IU.com:Should we expect SPY to be as relevant in the next phase as it has been in the past?
Ross : I think SPY will certainly be relevant in the next phase of ETF industry growth. I always think about the possibility of the emergence of another new product, as in something coming in and being totally innovative. But I think ETFs and traditional mutual funds can and will coexist for a long time. But in the index space, ETFs have created the better mousetrap, and the growth trajectory has proven that. Is there something else in the future that’s going to have us looking at ETFs in the manner in which we look at index mutual funds today? You never know.
IU.com:Is there anything that stands out in your mind as something you’re particularly proud of when it comes to SPY?
Ross : I think it’s the fact that we—as in State Street and everyone else who was involved with this—all took a risk. The original prospectus language outlining those risks really meant something in those early days; there was no guarantee that this product was going to be successful or even trade. There was no certainty of success. The fact that it has grown, and expanded and really helped investors invest while lowering their costs as well as diversifying their portfolios in ways that were not available 20 years ago is truly an accomplishment.

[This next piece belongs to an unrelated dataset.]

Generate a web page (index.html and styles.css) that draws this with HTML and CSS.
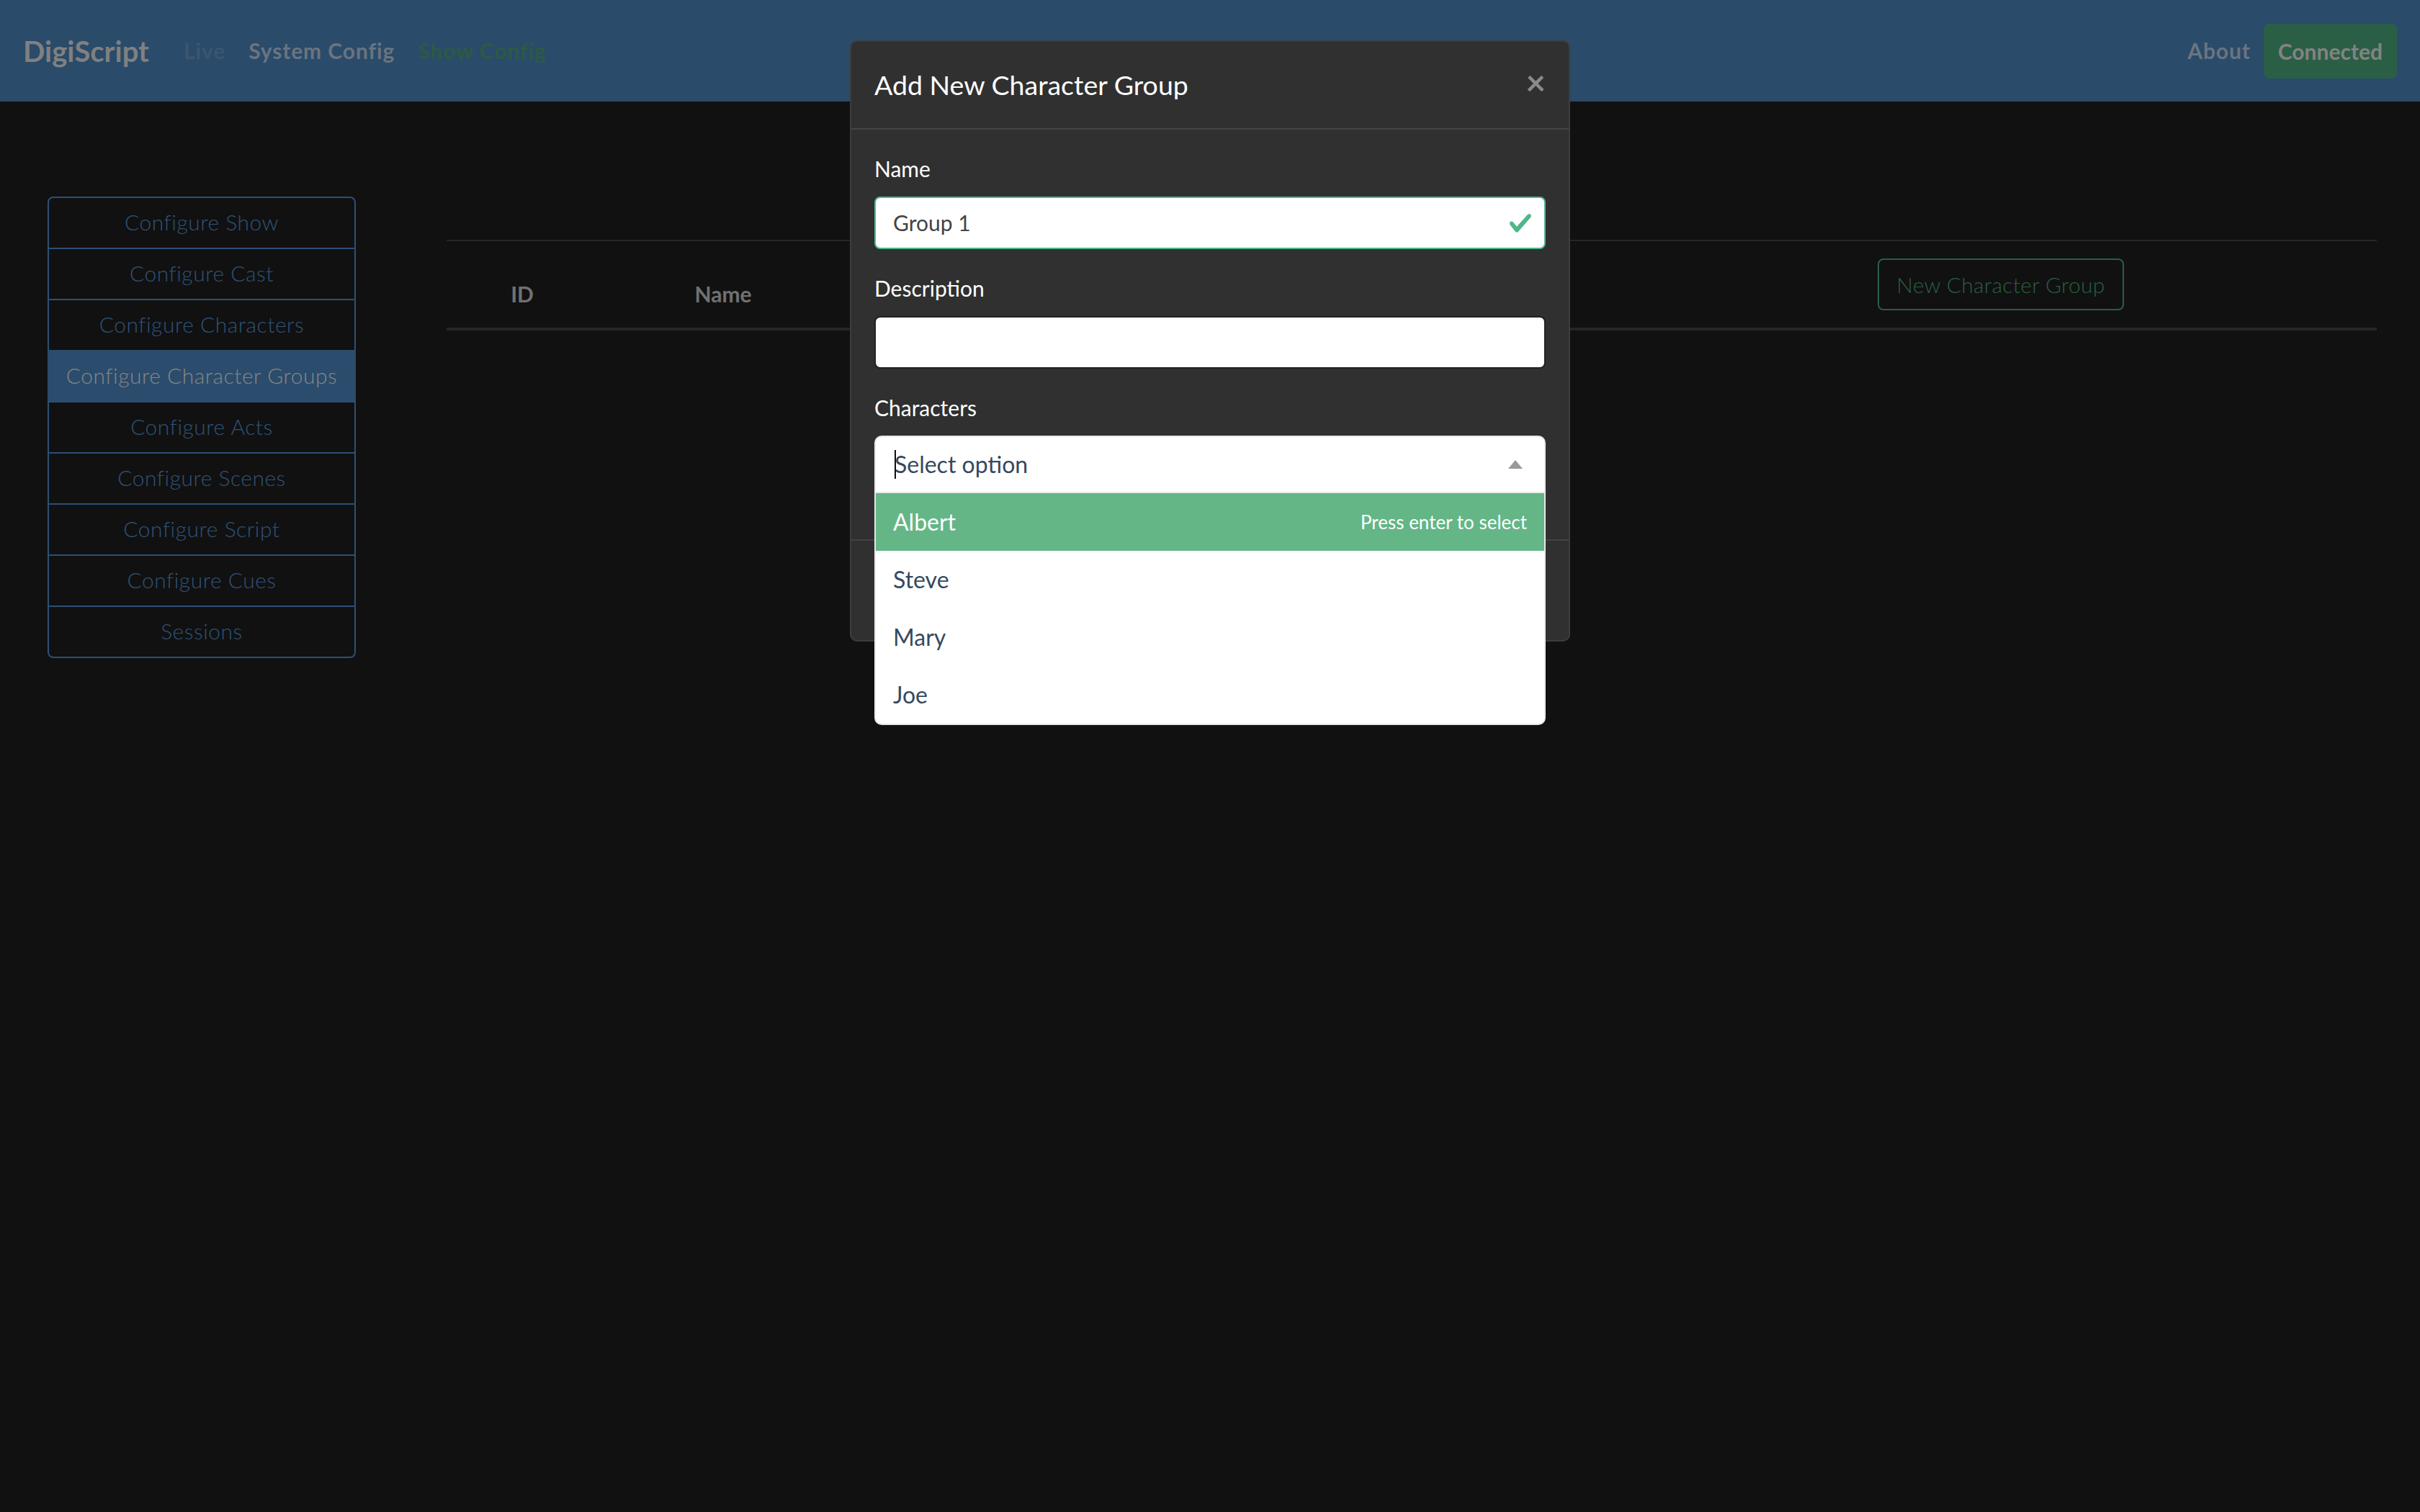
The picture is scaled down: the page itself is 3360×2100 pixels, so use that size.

From a broad ETF standpoint, that’s the hallmark piece of it:The benefits of the ETF have become ingrained into the investing public. And I tell you, if you want a prediction, I think in the next 20 years, the regular “mom and pop” retail investor is going to know of ETFs in the same way they know of mutual funds today.
IU.Com:How will you celebrate? Anything special planned?
Ross : You bet! We are doing a few events to mark the occasion. On the Jan. 29, we are doing Closing Bell and an event in New York, and simultaneous events around the globe where SPY trades. We are looking at this as a global celebration and we are very excited about it.